Aquathlon equipment is light compared with triathlon, but the details still matter.

Useful equipment:

  • goggles suited to light conditions;
  • swim cap if required;
  • wetsuit if legal and useful;
  • tri suit or clothing that works wet and dry;
  • running shoes that can be put on quickly;
  • race belt if the number must be worn on the run;
  • anti-chafe protection for saltwater or longer races.

The simplest setup is often best. A race with minimal equipment should not become complicated because the athlete brought too many options.

Common mistakes

The first mistake is swimming too hard. A fast swim that ruins the run may not be fast in total time.

The second mistake is ignoring open-water skills. Pool fitness is useful, but sighting, contact, waves, and exits are separate skills.
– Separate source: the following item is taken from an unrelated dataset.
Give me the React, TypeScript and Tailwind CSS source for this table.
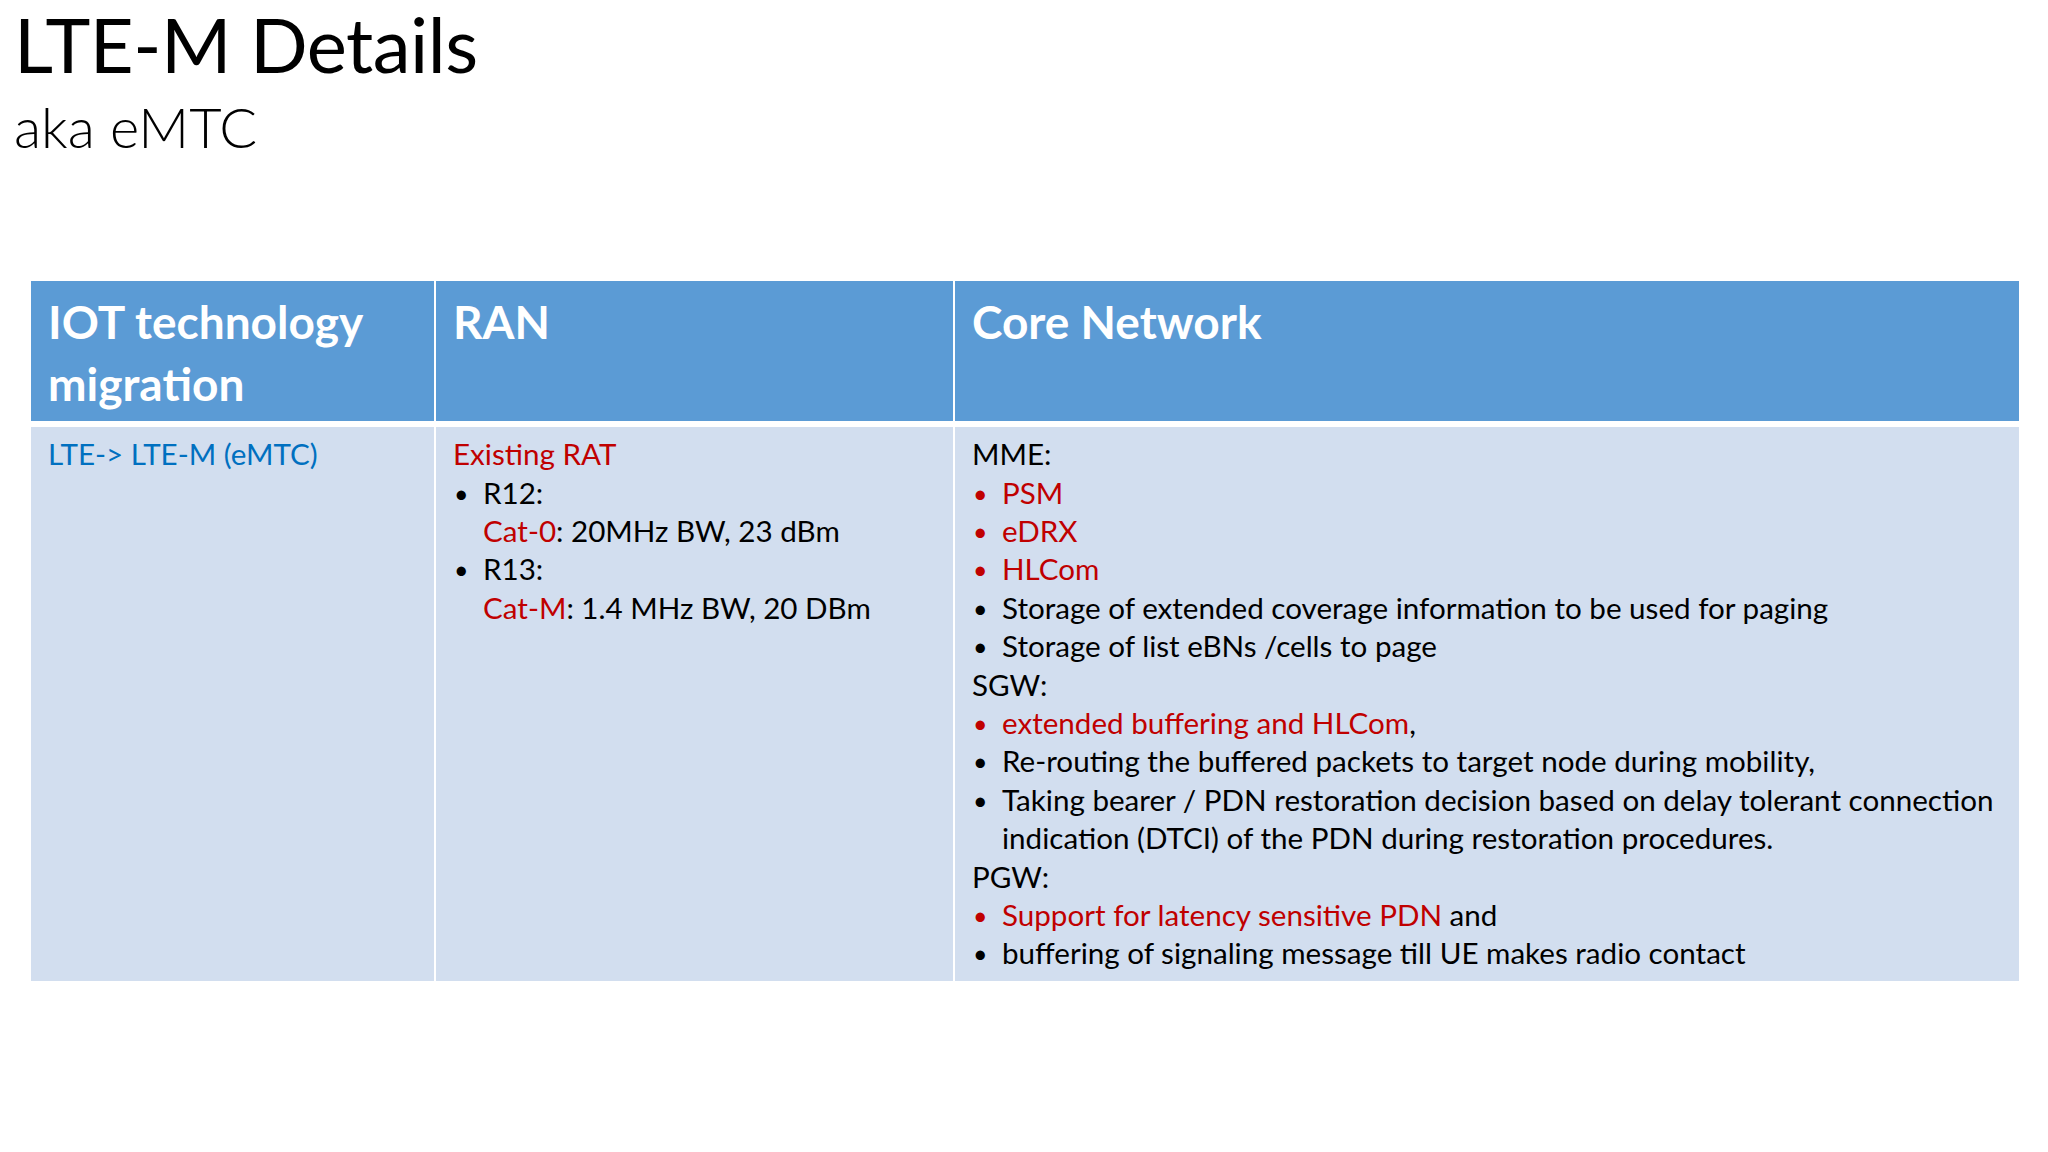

The third mistake is treating transition as a rest. The race clock does not pause.

The fourth mistake is choosing gear that is fast in theory and slow in transition. A wetsuit can help the swim and cost time if removal is poor.

The fifth mistake is comparing results without venue context. Pool, lake, river, ocean, current, water temperature, surface, and transition length all change the meaning of a time.